INSTRUCTIONS FOR THE TASK — Print the lines of the data, starting with the first, up to and including the line where "256c0 136.997-111.043 248-248" appears.

DATA LINES —

## begin

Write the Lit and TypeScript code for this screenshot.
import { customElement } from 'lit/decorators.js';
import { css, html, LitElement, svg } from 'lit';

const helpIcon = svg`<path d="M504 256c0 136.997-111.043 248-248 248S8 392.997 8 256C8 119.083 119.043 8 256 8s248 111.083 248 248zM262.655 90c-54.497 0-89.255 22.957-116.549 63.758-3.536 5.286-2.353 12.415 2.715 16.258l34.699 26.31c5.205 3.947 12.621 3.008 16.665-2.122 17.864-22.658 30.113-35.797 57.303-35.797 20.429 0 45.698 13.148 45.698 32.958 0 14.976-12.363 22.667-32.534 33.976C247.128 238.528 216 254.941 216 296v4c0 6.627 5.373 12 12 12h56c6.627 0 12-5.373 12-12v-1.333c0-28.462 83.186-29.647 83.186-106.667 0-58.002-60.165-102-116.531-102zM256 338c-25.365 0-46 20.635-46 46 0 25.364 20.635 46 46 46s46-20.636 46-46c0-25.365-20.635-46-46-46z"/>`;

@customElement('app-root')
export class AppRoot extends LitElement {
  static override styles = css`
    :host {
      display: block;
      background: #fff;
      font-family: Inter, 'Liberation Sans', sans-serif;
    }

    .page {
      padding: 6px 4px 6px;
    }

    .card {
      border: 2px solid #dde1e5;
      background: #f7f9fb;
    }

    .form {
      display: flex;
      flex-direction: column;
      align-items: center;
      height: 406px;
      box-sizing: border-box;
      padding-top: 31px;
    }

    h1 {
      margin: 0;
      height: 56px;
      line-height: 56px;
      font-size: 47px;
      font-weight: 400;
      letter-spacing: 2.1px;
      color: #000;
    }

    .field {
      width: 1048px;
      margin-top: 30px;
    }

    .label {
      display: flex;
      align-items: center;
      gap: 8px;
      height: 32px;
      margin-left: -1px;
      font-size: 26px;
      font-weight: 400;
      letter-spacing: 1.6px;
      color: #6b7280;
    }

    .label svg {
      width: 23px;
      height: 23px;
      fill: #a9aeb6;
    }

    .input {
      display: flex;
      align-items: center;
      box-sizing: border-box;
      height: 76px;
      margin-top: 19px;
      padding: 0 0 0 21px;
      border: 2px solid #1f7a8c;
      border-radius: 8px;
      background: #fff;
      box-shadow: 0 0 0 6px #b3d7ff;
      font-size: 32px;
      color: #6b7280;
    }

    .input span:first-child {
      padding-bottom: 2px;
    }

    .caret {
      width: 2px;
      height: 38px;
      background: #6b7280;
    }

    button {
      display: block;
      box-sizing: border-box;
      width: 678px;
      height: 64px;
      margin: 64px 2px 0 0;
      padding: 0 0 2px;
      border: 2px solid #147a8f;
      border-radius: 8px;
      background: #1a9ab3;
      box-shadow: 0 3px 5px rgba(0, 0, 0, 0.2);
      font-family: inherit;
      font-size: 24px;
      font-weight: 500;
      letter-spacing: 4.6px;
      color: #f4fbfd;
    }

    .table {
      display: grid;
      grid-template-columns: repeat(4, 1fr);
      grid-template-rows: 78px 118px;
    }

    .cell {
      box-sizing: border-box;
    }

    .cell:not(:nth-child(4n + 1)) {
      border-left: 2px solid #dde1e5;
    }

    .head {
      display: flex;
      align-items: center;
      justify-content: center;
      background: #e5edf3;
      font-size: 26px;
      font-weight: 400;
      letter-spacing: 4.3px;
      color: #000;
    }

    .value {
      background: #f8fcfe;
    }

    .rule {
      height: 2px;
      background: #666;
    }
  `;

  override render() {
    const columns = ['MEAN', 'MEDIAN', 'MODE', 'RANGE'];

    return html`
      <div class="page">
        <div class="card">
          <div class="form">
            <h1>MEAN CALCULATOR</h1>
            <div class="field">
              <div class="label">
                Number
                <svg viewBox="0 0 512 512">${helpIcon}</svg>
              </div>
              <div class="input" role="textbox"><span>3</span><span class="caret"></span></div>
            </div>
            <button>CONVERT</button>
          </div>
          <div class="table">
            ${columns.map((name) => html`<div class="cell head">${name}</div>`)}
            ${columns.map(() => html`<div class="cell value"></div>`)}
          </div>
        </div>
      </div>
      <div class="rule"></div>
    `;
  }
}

## end

FULL RESPONSE —
Write the Lit and TypeScript code for this screenshot.
import { customElement } from 'lit/decorators.js';
import { css, html, LitElement, svg } from 'lit';

const helpIcon = svg`<path d="M504 256c0 136.997-111.043 248-248 248S8 392.997 8 256C8 119.083 119.043 8 256 8s248 111.083 248 248zM262.655 90c-54.497 0-89.255 22.957-116.549 63.758-3.536 5.286-2.353 12.415 2.715 16.258l34.699 26.31c5.205 3.947 12.621 3.008 16.665-2.122 17.864-22.658 30.113-35.797 57.303-35.797 20.429 0 45.698 13.148 45.698 32.958 0 14.976-12.363 22.667-32.534 33.976C247.128 238.528 216 254.941 216 296v4c0 6.627 5.373 12 12 12h56c6.627 0 12-5.373 12-12v-1.333c0-28.462 83.186-29.647 83.186-106.667 0-58.002-60.165-102-116.531-102zM256 338c-25.365 0-46 20.635-46 46 0 25.364 20.635 46 46 46s46-20.636 46-46c0-25.365-20.635-46-46-46z"/>`;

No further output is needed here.